Then my father speaks up. I don't mean figuratively, like when you hear yourself saying, "Close the door. We're not trying to heat the neighborhood," and you suddenly realize you've become your parent. No, my father is actually standing there, shopping with me. And this is what he says to the salesman:
"What can you do for us on price?"
What can they do for us? Nothing, as far as I can tell. This is Raymour and Flanigan, a chain with dozens of locations in seven states. I would say it's a Crate and Barrel kind of place, but after two months of searching, I've discovered that every furniture store is pretty much a Crate and Barrel. What it isn't is a car dealership or the open air market in Marrakesh. In other words, not someplace you negotiate.
Was I ever wrong.
When my dad was through, we'd saved over $200 and gotten a free Tempur-Pedic pillow, a $100 value. "I could've gotten them down lower if you hadn't opened your mouth," my father tells me.
It's true. I am a people pleaser of the highest order. I don't even like going to a restaurant because I feel badly for the waiter if we sit too long and don't order enough. So when the conversation between my dad and the furniture salesman fell silent, I leaped in, smiling and talking too much while making conciliatory, mirroring-body-language gestures.

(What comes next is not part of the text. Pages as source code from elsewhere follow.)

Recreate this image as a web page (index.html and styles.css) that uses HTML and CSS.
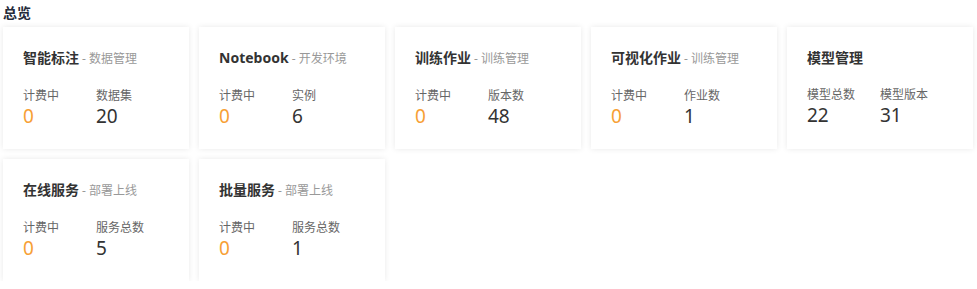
FILE: index.html
```html
<!DOCTYPE html>
<html lang="zh-CN">
<head>
  <meta charset="UTF-8">
  <title>总览</title>
  <link rel="stylesheet" href="styles.css">
</head>
<body>
<div class="overview">
  <h3 class="overview-title">总览</h3>
  <div class="card-grid">

    <div class="card">
      <div class="card-head"><b>智能标注</b><span> - 数据管理</span></div>
      <div class="stats">
        <div class="stat"><p>计费中</p><em class="warn">0</em></div>
        <div class="stat"><p>数据集</p><em>20</em></div>
      </div>
    </div>

    <div class="card">
      <div class="card-head"><b>Notebook</b><span> - 开发环境</span></div>
      <div class="stats">
        <div class="stat"><p>计费中</p><em class="warn">0</em></div>
        <div class="stat"><p>实例</p><em>6</em></div>
      </div>
    </div>

    <div class="card">
      <div class="card-head"><b>训练作业</b><span> - 训练管理</span></div>
      <div class="stats">
        <div class="stat"><p>计费中</p><em class="warn">0</em></div>
        <div class="stat"><p>版本数</p><em>48</em></div>
      </div>
    </div>

    <div class="card">
      <div class="card-head"><b>可视化作业</b><span> - 训练管理</span></div>
      <div class="stats">
        <div class="stat"><p>计费中</p><em class="warn">0</em></div>
        <div class="stat"><p>作业数</p><em>1</em></div>
      </div>
    </div>

    <div class="card">
      <div class="card-head"><b>模型管理</b></div>
      <div class="stats">
        <div class="stat"><p>模型总数</p><em>22</em></div>
        <div class="stat"><p>模型版本</p><em>31</em></div>
      </div>
    </div>

    <div class="card">
      <div class="card-head"><b>在线服务</b><span> - 部署上线</span></div>
      <div class="stats">
        <div class="stat"><p>计费中</p><em class="warn">0</em></div>
        <div class="stat"><p>服务总数</p><em>5</em></div>
      </div>
    </div>

    <div class="card">
      <div class="card-head"><b>批量服务</b><span> - 部署上线</span></div>
      <div class="stats">
        <div class="stat"><p>计费中</p><em class="warn">0</em></div>
        <div class="stat"><p>服务总数</p><em>1</em></div>
      </div>
    </div>

  </div>
</div>
</body>
</html>
```

FILE: styles.css
```css
body {
  margin: 0;
  background: #fff;
  font-family: "Noto Sans", "Noto Sans CJK SC", sans-serif;
  color: #333;
}

.overview {
  padding: 3px 7px 0 3px;
}

.overview-title {
  margin: 0;
  font-size: 14px;
  line-height: 20px;
  font-weight: bold;
  color: #252b3a;
}

.card-grid {
  display: grid;
  grid-template-columns: repeat(5, 1fr);
  gap: 10px;
  margin-top: 4px;
}

.card {
  height: 122px;
  box-sizing: border-box;
  padding: 19px 20px 0 20px;
  background: #fff;
  box-shadow: 0 0 6px rgba(0,0,0,0.09);
}

.card-head {
  line-height: 22px;
  white-space: nowrap;
}

.card-head b {
  font-size: 14px;
  color: #333;
}

.card-head span {
  font-size: 12px;
  color: #999;
}

.stats {
  display: flex;
  margin-top: 18px;
}

.stat {
  width: 73px;
}

.stat p {
  margin: 0;
  font-size: 12px;
  line-height: 16px;
  color: #666;
}

.stat em {
  display: block;
  font-style: normal;
  font-size: 19px;
  line-height: 24px;
  color: #333;
}

.stat em.warn {
  color: #f7a035;
}
```
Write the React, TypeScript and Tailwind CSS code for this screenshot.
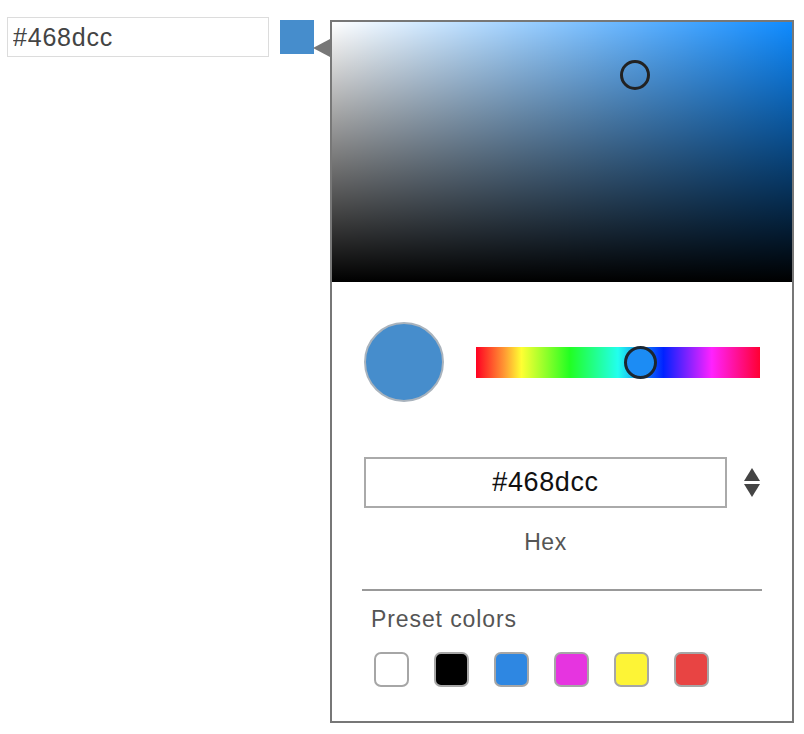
const presets = ["#ffffff", "#000000", "#2e87e2", "#e634e0", "#fdf436", "#e84443"];

const App = () => {
  return (
    <div className="flex items-start bg-white pl-[7px] pt-[17px] font-['Liberation_Sans',Arial,sans-serif]">
      <input
        value="#468dcc"
        readOnly
        className="h-[40px] w-[262px] border border-[#dcdcdc] px-[5px] text-[25px] tracking-[0.8px] text-[#444] outline-none"
      />
      <div className="ml-[11px] mt-[3px] h-[34px] w-[34px] bg-[#468dcc]" />

      <div className="relative ml-[16px] mt-[3px] w-[464px] border-2 border-[#777] bg-white">
        <div className="absolute left-[-19px] top-[17px] h-0 w-0 border-y-[9px] border-r-[17px] border-y-transparent border-r-[#777]" />

        <div className="relative h-[260px] bg-[#0f8bff]">
          <div className="absolute inset-0 bg-gradient-to-r from-white to-transparent" />
          <div className="absolute inset-0 bg-gradient-to-t from-black to-transparent" />
          <div className="absolute left-[288px] top-[38px] h-[30px] w-[30px] rounded-full border-[3px] border-[#222]" />
        </div>

        <div className="px-[32px] pb-[34px]">
          <div className="mt-[40px] flex items-center">
            <div className="h-[80px] w-[80px] rounded-full border-2 border-[#a9b3bd] bg-[#468dcc]" />
            <div className="relative ml-[32px] h-[31px] flex-1 bg-[linear-gradient(to_right,#ff0022,#ff9933_10%,#ffff33_16%,#22ff22_33%,#22ffee_50%,#0022ff_66%,#ff22ff_83%,#ff0033)]">
              <div className="absolute left-[148px] top-[-1px] h-[33px] w-[33px] rounded-full border-[3px] border-[#1c2630] bg-[#1c8cf4]" />
            </div>
          </div>

          <div className="mt-[55px] flex items-center">
            <div className="flex h-[51px] flex-1 items-center justify-center border-2 border-[#aaa] text-[27px] tracking-[0.6px] text-[#111]">
              #468dcc
            </div>
            <div className="ml-[17px] flex w-[16px] flex-col items-center gap-[3px]">
              <div className="h-0 w-0 border-x-[8px] border-b-[13px] border-x-transparent border-b-[#444]" />
              <div className="h-0 w-0 border-x-[8px] border-t-[13px] border-x-transparent border-t-[#444]" />
            </div>
          </div>

          <div className="mt-[21px] pr-[33px] text-center text-[23px] leading-[26px] tracking-[0.6px] text-[#555]">Hex</div>

          <div className="mx-[-2px] mt-[34px] h-[2px] bg-[#999]" />

          <div className="mt-[15px] pl-[7px] text-[23px] leading-[26px] tracking-[0.9px] text-[#555]">Preset colors</div>

          <div className="mt-[20px] flex gap-[25px] pl-[10px]">
            {presets.map((c) => (
              <div
                key={c}
                className="h-[35px] w-[35px] rounded-[7px] border-2 border-[#a6a6a6]"
                style={{ backgroundColor: c }}
              />
            ))}
          </div>
        </div>
      </div>
    </div>
  );
};

export default App;
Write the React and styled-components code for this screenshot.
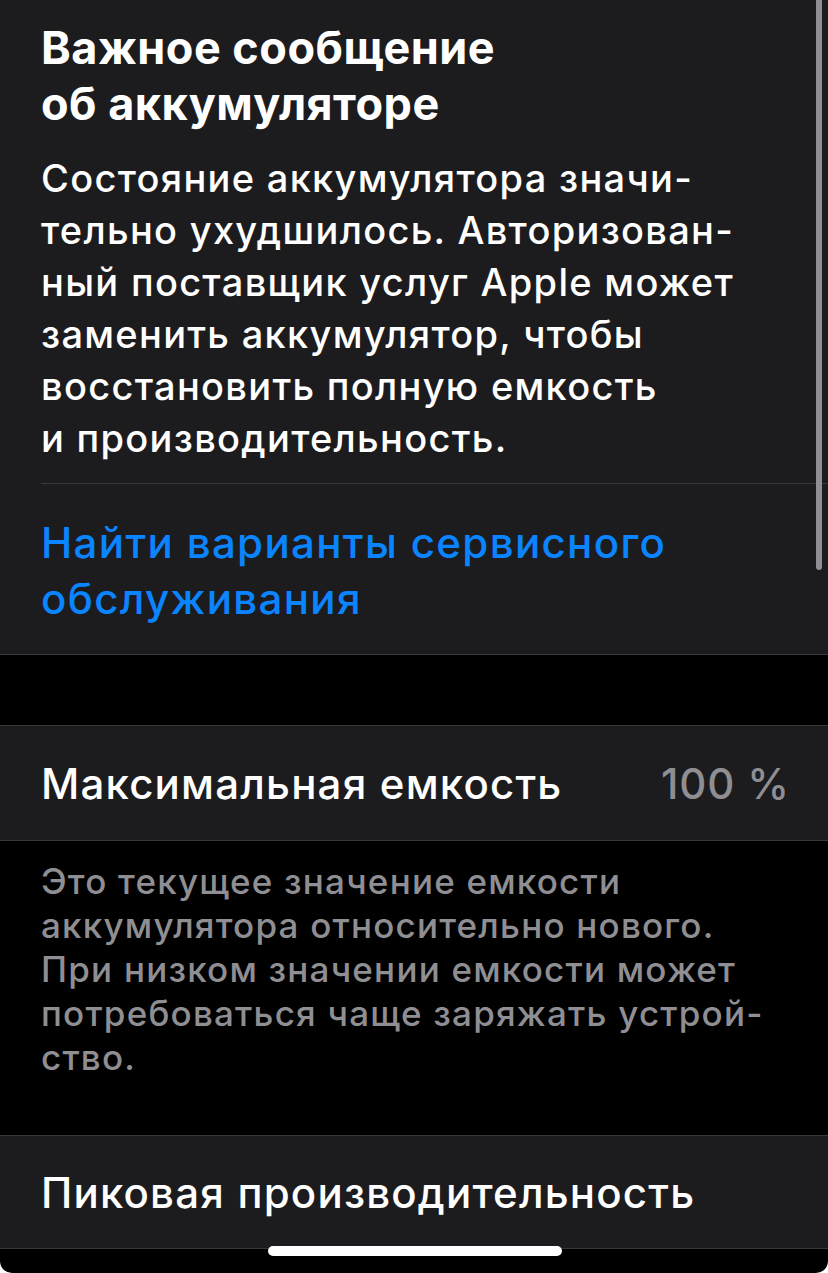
import styled, { createGlobalStyle } from 'styled-components';

const GlobalStyle = createGlobalStyle`
  html, body {
    margin: 0;
    padding: 0;
    background: #ffffff;
  }
  body {
    font-family: Inter, "Noto Sans", "Liberation Sans", sans-serif;
    -webkit-font-smoothing: antialiased;
  }
`;

const Screen = styled.div`
  position: relative;
  width: 828px;
  height: 1273px;
  background: #000000;
  overflow: hidden;
  border-radius: 0 0 12px 12px;
`;

const Card = styled.section`
  background: #1c1c1e;
  border-bottom: 1px solid #38383a;
  border-top: ${props => (props.$top ? '1px solid #38383a' : 'none')};
`;

const Message = styled.div`
  padding: 20px 20px 19px 41px;
`;

const Title = styled.h1`
  margin: 0;
  font-size: 45px;
  line-height: 56px;
  font-weight: 700;
  color: #ffffff;
  letter-spacing: 0.5px;
`;

const Body = styled.p`
  margin: 20px 0 0;
  font-size: 38px;
  line-height: 52px;
  font-weight: 500;
  color: #ffffff;
  letter-spacing: 1.3px;
`;

const LinkRow = styled.div`
  margin-left: 41px;
  border-top: 1px solid #38383a;
  padding: 31px 20px 27px 0;
`;

const Link = styled.a`
  display: block;
  font-size: 42px;
  line-height: 56px;
  font-weight: 500;
  color: #0a84ff;
  text-decoration: none;
  letter-spacing: 1.35px;
`;

const Gap = styled.div`
  height: 70px;
`;

const Row = styled.div`
  display: flex;
  align-items: center;
  justify-content: space-between;
  height: ${props => props.$height}px;
  padding: 0 38px 0 41px;
`;

const RowLabel = styled.span`
  font-size: 42px;
  font-weight: 500;
  color: #ffffff;
  letter-spacing: 1.2px;
`;

const RowValue = styled.span`
  font-size: 42px;
  font-weight: 500;
  color: #8e8e93;
  letter-spacing: 0.9px;
`;

const Footer = styled.p`
  margin: 0;
  padding: 18px 20px 56px 41px;
  font-size: 35px;
  line-height: 44px;
  font-weight: 500;
  color: #8e8e93;
  letter-spacing: 1.2px;
`;

const ScrollIndicator = styled.div`
  position: absolute;
  top: 0;
  right: 6px;
  width: 6px;
  height: 570px;
  border-radius: 0 0 3px 3px;
  background: #8e8e93;
`;

const HomeIndicator = styled.div`
  position: absolute;
  left: 268px;
  bottom: 17px;
  width: 294px;
  height: 10px;
  border-radius: 5px;
  background: #ffffff;
`;

export default function App() {
  return (
    <>
      <GlobalStyle />
      <Screen>
        <Card>
          <Message>
            <Title>
              Важное сообщение
              <br />
              об аккумуляторе
            </Title>
            <Body>
              Состояние аккумулятора значи-
              <br />
              тельно ухудшилось. Авторизован-
              <br />
              ный поставщик услуг Apple может
              <br />
              заменить аккумулятор, чтобы
              <br />
              восстановить полную емкость
              <br />
              и производительность.
            </Body>
          </Message>
          <LinkRow>
            <Link href="#">
              Найти варианты сервисного
              <br />
              обслуживания
            </Link>
          </LinkRow>
        </Card>
        <Gap />
        <Card $top>
          <Row $height={114}>
            <RowLabel>Максимальная емкость</RowLabel>
            <RowValue>100 %</RowValue>
          </Row>
        </Card>
        <Footer>
          Это текущее значение емкости
          <br />
          аккумулятора относительно нового.
          <br />
          При низком значении емкости может
          <br />
          потребоваться чаще заряжать устрой-
          <br />
          ство.
        </Footer>
        <Card $top>
          <Row $height={112}>
            <RowLabel>Пиковая производительность</RowLabel>
          </Row>
        </Card>
        <ScrollIndicator />
        <HomeIndicator />
      </Screen>
    </>
  );
}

That makes me, according to Dr. Phil, a woman. On his website, the former psychologist says women pay a whopping 46.5% more for goods and services than men: When asked to pick metaphors for negotiations, men picked "winning a ballgame" and a "wrestling match," while women picked "going to the dentist."
So I am determined to change, my desire for a deal outweighing my need to be liked. And, to help you change too, here are some top tips I learned for Mastering the Art of Negotiation:
1) Flinch. That's right. According to sales consultant Kelly Robertson you should always flinch when you see a price, letting the salesperson know that it's more than you expect. Or that you have Tourette's.
2) Get the other person to make the first offer. Then you can flinch again, causing them to reach for a pencil to stick under your tongue in case you have a seizure.
3) Never discuss terms until the end, when both parties want to close the deal. This also works on a date when you're both drunk.
4) Don't take it personally. Even if it's a date. As with shopping, you always need to be willing to walk away.
But don't just take my father and Dr. Phil's word for it. Since the furniture situation, I've asked for a price break a couple of times and been shocked to actually receive it. As one of the nation's continually underemployed, that's a break I can use.
And that, my friends, is The Upside.